I trudge towards Tom and Joe. They are engrossed in conversation at the back of a queue that snakes around a huge oak tree and I slip behind them, grateful for the shade. I am about to ask them about the water when I realise they are arguing. Tom snaps: ‘Stop it, Joe. We’re brothers. You can’t change the past… Jenna!’ His voice softens to his usual tone as he notices me. ‘Is everything OK?’

‘Amanda would like a bottle of water,’ I say.

‘Of course. It’s turning out to be a belter, isn’t it?’ He pulls his collar away from his neck. I walk back down the hill and as I turn around Tom and Joe aren’t arguing any more. They are standing stiffly. Arms folded. Not saying anything at all.

* * *

Shielding my eyes against the sun I watch ducks peck at soggy bread thrown by mums and toddlers.

‘Callie used to love feeding the birds,’ Amanda says. ‘One year she wanted a swan princess party. I couldn’t find a costume to buy and Tom was working all hours so Joe bought feathers from a craft shop and stuck them onto cardboard to make her some wings. I’ll never forget her face.’ She breathes out, slow and deliberate and I take her hand.

‘Tell me about the party.’

‘It was—’ She stops and clears her throat as though unused to the sound of her own voice. ‘It was at home.
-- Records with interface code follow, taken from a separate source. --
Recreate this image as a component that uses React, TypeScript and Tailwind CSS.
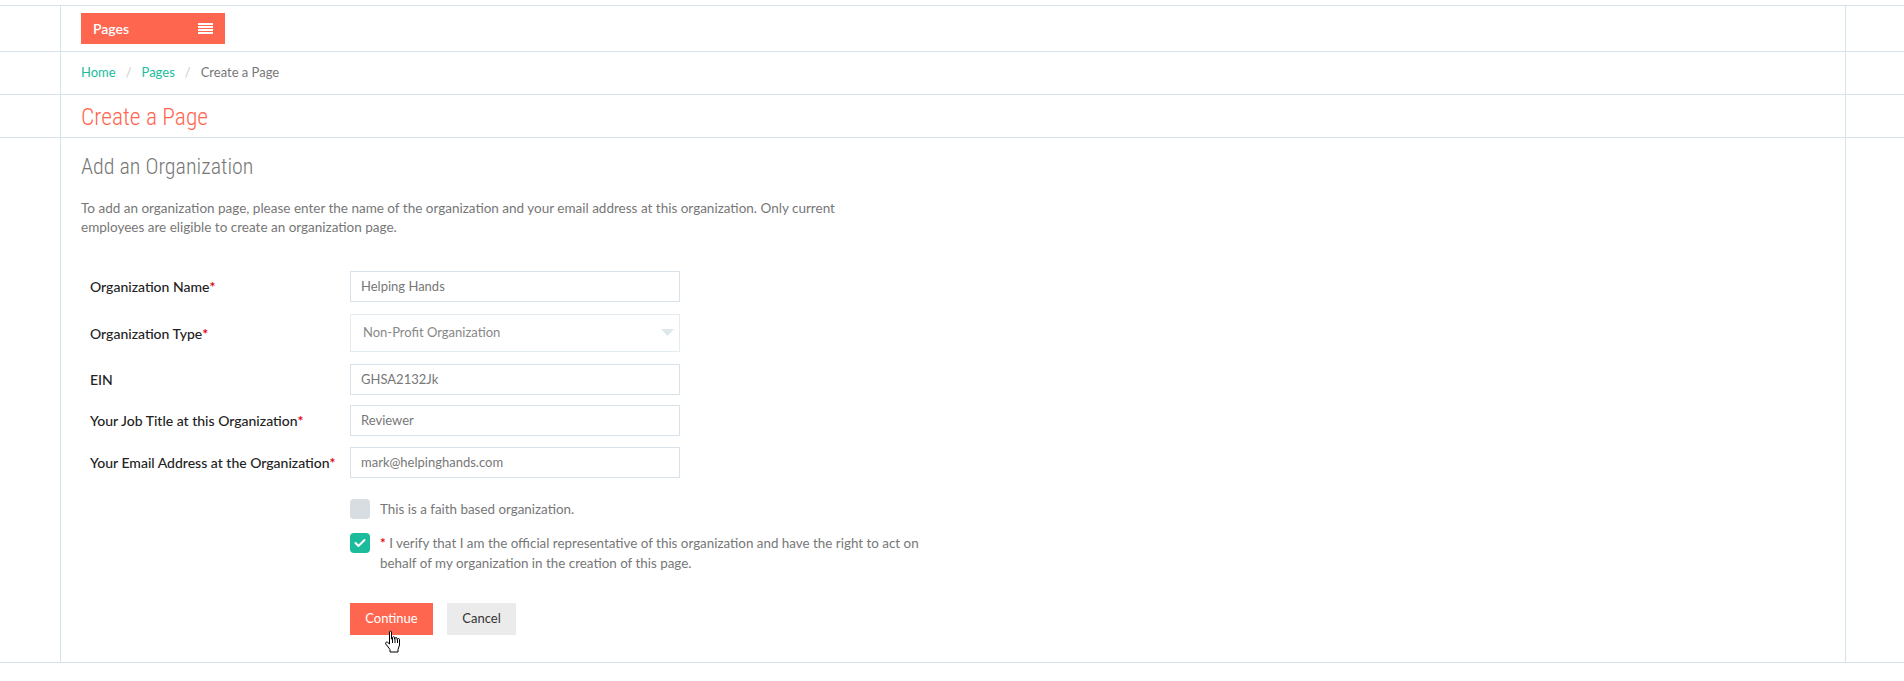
import React from "react";

const line = "border-[#d7e3ea]";

const Row = ({ children, h }: { children: React.ReactNode; h: string }) => (
  <div className={`border-b ${line}`}>
    <div className={`ml-[60px] mr-[58px] border-x ${line} px-[20px] ${h}`}>{children}</div>
  </div>
);

const Label = ({ text, req }: { text: string; req?: boolean }) => (
  <div className="w-[260px] shrink-0 text-[14px] font-medium text-[#222]">
    {text}
    {req && <span className="text-[#e4061a] font-bold">*</span>}
  </div>
);

const Input = ({ value }: { value: string }) => (
  <div className={`w-[330px] h-[31px] border ${line} flex items-center pl-[10px] text-[13px] text-[#777]`}>{value}</div>
);

const HandCursor = () => (
  <svg width="18" height="24" viewBox="0 0 18 24" className="absolute left-[384px] top-[630px]">
    <path
      d="M5.5 2 C5.5 0.8 7.5 0.8 7.5 2 V9 H8.5 V7.5 C8.5 6.5 10.5 6.5 10.5 7.5 V9 H11 V8.3 C11 7.3 13 7.3 13 8.3 V9.5 H13.5 V9.3 C13.5 8.3 15.5 8.3 15.5 9.3 V15 L14 19.5 V22 H6 V19.5 L1.8 14 C1 12.8 2.4 11.4 3.6 12.3 L5.5 14 Z"
      fill="#fff"
      stroke="#000"
      strokeWidth="1"
    />
    <path d="M8.5 9 V13 M11 9 V13 M13.5 9.5 V13" stroke="#000" strokeWidth="1" />
  </svg>
);

const condensed = { fontFamily: "'Roboto Condensed', 'Liberation Sans Narrow', 'DejaVu Sans Condensed', Roboto, sans-serif" };

export default function App() {
  return (
    <div className="relative min-h-[681px] bg-white pt-[5px]" style={{ fontFamily: "Lato, 'Open Sans', sans-serif" }}>
      <div className={`border-t ${line}`}>
        {/* Pages menu */}
        <Row h="h-[45px] flex items-center">
          <div className="w-[144px] h-[31px] bg-[#ff6650] flex items-center justify-between pl-[12px] pr-[12px]">
            <span className="text-white text-[14px] font-semibold">Pages</span>
            <span className="flex flex-col gap-[1px]">
              <span className="block w-[15px] h-[2px] bg-white" />
              <span className="block w-[15px] h-[2px] bg-white" />
              <span className="block w-[15px] h-[2px] bg-white" />
              <span className="block w-[15px] h-[2px] bg-white" />
            </span>
          </div>
        </Row>

        {/* Breadcrumb */}
        <Row h="h-[42px] flex items-center">
          <div className="flex items-center text-[13px]">
            <span className="text-[#1abc9c]">Home</span>
            <span className="text-[#ccc] px-[10px]">/</span>
            <span className="text-[#1abc9c]">Pages</span>
            <span className="text-[#ccc] px-[10px]">/</span>
            <span className="text-[#777]">Create a Page</span>
          </div>
        </Row>

        {/* Title */}
        <Row h="h-[42px] flex items-center">
          <h1 className="text-[23.5px] font-light text-[#ff6650] pt-[3px]" style={condensed}>
            Create a Page
          </h1>
        </Row>

        {/* Form */}
        <Row h="pt-[14px] pb-[27px]">
          <h2 className="h-[30px] leading-[30px] text-[22px] font-light text-[#777]" style={condensed}>
            Add an Organization
          </h2>
          <p className="mt-[17px] text-[13.5px] leading-[19px] text-[#777]">
            To add an organization page, please enter the name of the organization and your email address at this organization. Only current
            <br />
            employees are eligible to create an organization page.
          </p>

          <div className="mt-[34px] ml-[9px]">
            <div className="flex items-center">
              <Label text="Organization Name" req />
              <Input value="Helping Hands" />
            </div>
            <div className="flex items-center mt-[12px]">
              <Label text="Organization Type" req />
              <div className="w-[330px] h-[38px] border border-[#e3ecf0] flex items-center justify-between pl-[12px] pr-[5px] text-[13px] text-[#888]">
                <span>Non-Profit Organization</span>
                <svg width="13" height="8" viewBox="0 0 13 8">
                  <path d="M0 0 H13 L6.5 7 Z" fill="#dde7ec" />
                </svg>
              </div>
            </div>
            <div className="flex items-center mt-[12px]">
              <Label text="EIN" />
              <Input value="GHSA2132Jk" />
            </div>
            <div className="flex items-center mt-[10px]">
              <Label text="Your Job Title at this Organization" req />
              <Input value="Reviewer" />
            </div>
            <div className="flex items-center mt-[11px]">
              <Label text="Your Email Address at the Organization" req />
              <Input value="mark@helpinghands.com" />
            </div>

            <div className="ml-[260px] mt-[21px]">
              <div className="flex items-center gap-[10px]">
                <span className="w-[20px] h-[20px] rounded-[4px] bg-[#d8dde1]" />
                <span className="text-[13.4px] text-[#777]">This is a faith based organization.</span>
              </div>
              <div className="flex items-start gap-[10px] mt-[14px]">
                <span className="w-[20px] h-[20px] rounded-[4px] bg-[#1abc9c] flex items-center justify-center shrink-0">
                  <svg width="12" height="10" viewBox="0 0 12 10">
                    <path d="M1.5 5 L4.5 8 L10.5 2" fill="none" stroke="#fff" strokeWidth="2" strokeLinecap="round" strokeLinejoin="round" />
                  </svg>
                </span>
                <span className="text-[13.4px] leading-[20px] text-[#777] w-[580px]">
                  <span className="text-[#e4061a] font-bold">*</span> I verify that I am the official representative of this organization and have the right to act on
                  <br />
                  behalf of my organization in the creation of this page.
                </span>
              </div>
              <div className="flex gap-[14px] mt-[30px]">
                <button className="w-[83px] h-[32px] bg-[#ff6650] text-white text-[13px]">Continue</button>
                <button className="w-[69px] h-[32px] bg-[#ebebeb] text-[#333] text-[13px]">Cancel</button>
              </div>
            </div>
          </div>
        </Row>
      </div>
      <HandCursor />
    </div>
  );
}
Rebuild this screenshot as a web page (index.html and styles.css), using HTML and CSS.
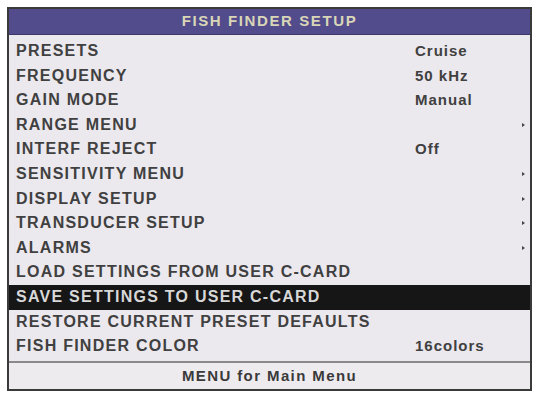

Pass the parcel. Traditional games. We didn’t have much when they were small. A couple of years ago we took them to Fortnum & Mason for afternoon tea and then to a West End show. And last year we flew to Paris. I never spent my birthdays in England when I was young and I wanted them to experience the same thing. The excitement of spending your special day in a different country, but to be honest all they talked about were the parties they had as kids. The time Sophie tried to pin the tail on the donkey but stuck a drawing pin into Joe’s thigh instead. I don’t think it really hurt. She didn’t push too hard but he’d hopped around on one leg, screaming, making the girls roar with laughter. I wanted to give them everything but it rained in Paris. We took a boat trip down the Seine and it was freezing. Not the memories I wanted to create. Callie must have liked it, I suppose. She went back there with Nathan a few weeks later.’
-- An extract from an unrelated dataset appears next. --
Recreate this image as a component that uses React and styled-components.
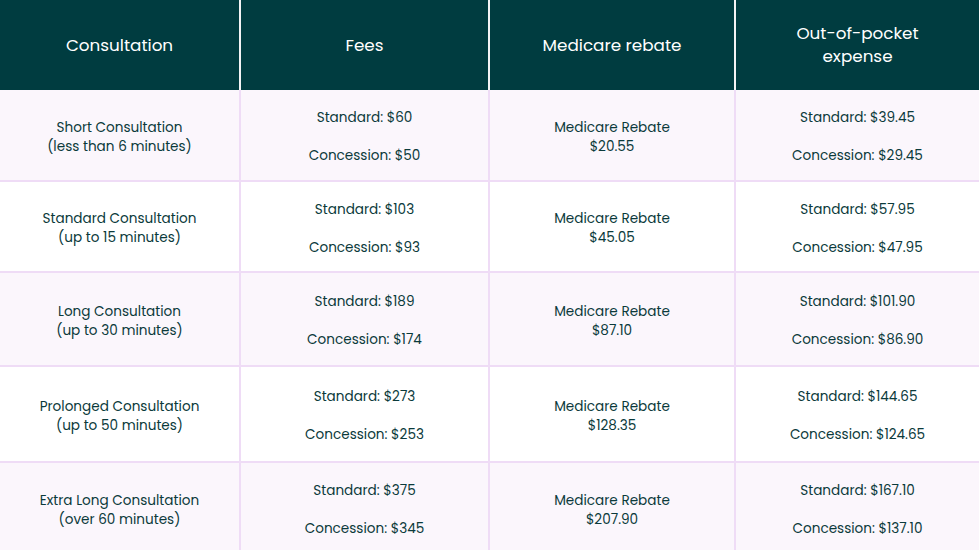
import React from "react";
import styled, { createGlobalStyle } from "styled-components";

const Global = createGlobalStyle`
  html, body { margin: 0; padding: 0; background: #ffffff; }
  body { font-family: "Poppins", "Open Sans", "Noto Sans", sans-serif; }
`;

const Table = styled.div`
  width: 979px;
  height: 550px;
  display: flex;
  flex-direction: column;
  overflow: hidden;
`;

const HeadRow = styled.div`
  display: grid;
  grid-template-columns: 239px 247px 244px 1fr;
  column-gap: 2px;
  background: #f3f3f5;
  height: 90px;
  flex-shrink: 0;
`;

const HeadCell = styled.div`
  background: #003c40;
  color: #ffffff;
  display: flex;
  align-items: center;
  justify-content: center;
  text-align: center;
  font-size: 16.8px;
  line-height: 23px;
  padding: 0 20px;
`;

const Body = styled.div`
  display: grid;
  grid-template-columns: 239px 247px 244px 1fr;
  gap: 2px;
  background: #efdcf6;
  flex-shrink: 0;
`;

const Cell = styled.div`
  box-sizing: border-box;
  background: ${(p) => (p.$shade ? "#fbf6fc" : "#ffffff")};
  height: ${(p) => p.$h}px;
  padding-top: 3px;
  color: #0b3a3b;
  display: flex;
  flex-direction: column;
  align-items: center;
  justify-content: center;
  text-align: center;
  font-size: 13.6px;
  line-height: 19px;
`;

const FeeLine = styled.div`
  & + & { margin-top: 19px; }
`;

const rows = [
  { name: "Short Consultation", dur: "(less than 6 minutes)", std: "$60", con: "$50", reb: "$20.55", oStd: "$39.45", oCon: "$29.45", h: 90 },
  { name: "Standard Consultation", dur: "(up to 15 minutes)", std: "$103", con: "$93", reb: "$45.05", oStd: "$57.95", oCon: "$47.95", h: 89 },
  { name: "Long Consultation", dur: "(up to 30 minutes)", std: "$189", con: "$174", reb: "$87.10", oStd: "$101.90", oCon: "$86.90", h: 92 },
  { name: "Prolonged Consultation", dur: "(up to 50 minutes)", std: "$273", con: "$253", reb: "$128.35", oStd: "$144.65", oCon: "$124.65", h: 94 },
  { name: "Extra Long Consultation", dur: "(over 60 minutes)", std: "$375", con: "$345", reb: "$207.90", oStd: "$167.10", oCon: "$137.10", h: 90 },
];

export default function App() {
  return (
    <>
      <Global />
      <Table>
        <HeadRow>
          <HeadCell>Consultation</HeadCell>
          <HeadCell>Fees</HeadCell>
          <HeadCell>Medicare rebate</HeadCell>
          <HeadCell>Out-of-pocket<br />expense</HeadCell>
        </HeadRow>
        <Body>
          {rows.map((r, i) => {
            const shade = i % 2 === 0;
            return (
              <React.Fragment key={r.name}>
                <Cell $shade={shade} $h={r.h}>
                  <div>{r.name}</div>
                  <div>{r.dur}</div>
                </Cell>
                <Cell $shade={shade} $h={r.h}>
                  <FeeLine>Standard: {r.std}</FeeLine>
                  <FeeLine>Concession: {r.con}</FeeLine>
                </Cell>
                <Cell $shade={shade} $h={r.h}>
                  <div>Medicare Rebate</div>
                  <div>{r.reb}</div>
                </Cell>
                <Cell $shade={shade} $h={r.h}>
                  <FeeLine>Standard: {r.oStd}</FeeLine>
                  <FeeLine>Concession: {r.oCon}</FeeLine>
                </Cell>
              </React.Fragment>
            );
          })}
        </Body>
      </Table>
    </>
  );
}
‘I think birthdays are always more exciting when you’re young. The anticipation. We grow out of that, don’t we?’

‘Maybe but I felt I always let them down. I never gave them enough.’

‘All a child needs is a mother’s love,’ I say wincing at how trite the words sound.

‘I have a bucket full of love, and no one to give it to.’ A film of tears glazes Amanda’s eyes, and I slip my arm around her.

Peals of laughter pierce the air and we both look to our right. Playing tag on a patch of grass the colour of wine bottles are two small girls, matching denim dresses, and I feel Amanda’s shoulders rise as she sharply inhales. Her eyes follow them as they chase each other, but it’s not them I’m watching. Behind them, on a bench shaded by trees, dappled sunlight obscuring his face, is a figure, black hood drawn over his head. I stare at him, and his head tilts to the side as if he knows I am looking at him but he doesn’t move.

Tom and Joe return with half melted ice cream trickling down the side of waffle cones, and Joe tries to make conversation but Tom and Amanda are transfixed by the girls, and I can’t tear my eyes away from the figure. We finish our ice creams, and as we stand, he does too.

We walk towards the exit; Tom and Joe are discussing the fish in the lake, but I don’t pay proper attention. I can’t help looking over my shoulder, the girls are still playing, the man has disappeared and I crane my neck, trying to see past the trees that flank the path, as though he might be hiding. Was he ever there at all?

‘Are you OK, Jenna?’ Joe asks.

‘Fine, thanks,’ I say, but I’m not. In spite of Vanessa explaining Secondary Traumatic Stress to me, my fear is spreading like the ripples on the duck pond, and I can’t seem to still it.